The first band that came to mind was ELP (Emerson, Lake, and Palmer) a band specifically formed to feature the particular talents of the three members Greg Lake, Keith Emerson, and Carl Palmer. They always seemed to me to be solo artists together on a stage rather than a complete band and the name suggests as much.

Rip Off

david_b said...

Sidenote, I really liked J.A.'s comments about Lennon. By his own admission he was a mediocre musician, technically not very accomplished, but as he said once, he could make his guitar 'howl'. He brought more a uneasy spirit and spark which none of the others could muster. Just listening to his simplest of love songs ('Love'), it's achingly apparent that he was at times flawed, but also a flawed genius to be able to tap into the core of emotions, even when he was pressured to keep the sound commercial, like 'Help!'.

Virtuoso..? Yes, in a far deeper sense than someone who simply knows how to play a guitar well.

Joseph said...

When I was a youngster (the 12-14 range in the early 80s), my buddies and I created a Rock Wars game/chart where we pitted bands against each other based on their musical instrument prowess. The Who and Rush were the ultimate winners (not coincidentally they were also our favorite bands). I'd have a hard time arguing that same outcome now, though Led Zep might be a major challenger.

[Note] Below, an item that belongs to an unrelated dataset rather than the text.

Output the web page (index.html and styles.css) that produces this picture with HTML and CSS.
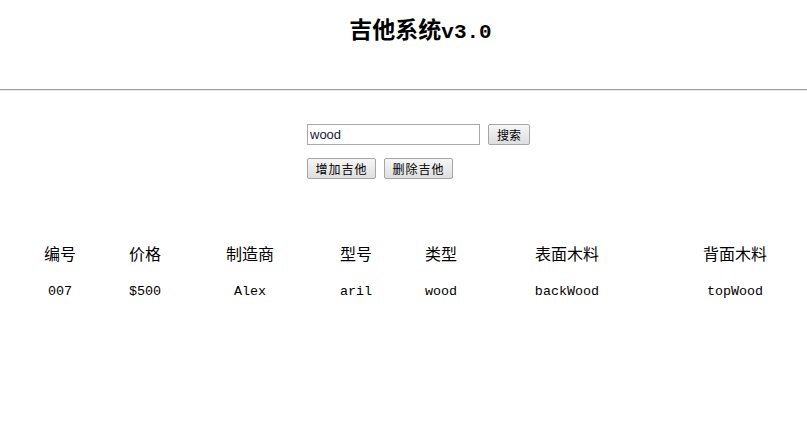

Looking back, one of the strangest entries we had that held their own was the supergroup ASIA (with Steve Howe, Geoff Downes, and Carl Palmer). I think we actually had them "beating" the Beatles and Stones in their virtuoso-ness.

Edo Bosnar said...

Joseph, I really liked Asia back then as well (mainly had to do with Howe, as I was - and still am - a big Yes fan). And as for them beating the Beatles in your Rock Wars, well, that's par for the course in the early '80s. Back then I remember a local radio station had these band wars that were done like a sports bracket, and each night listeners called in to vote on two bands - I remember being really outraged at one point when Journey beat the Beatles.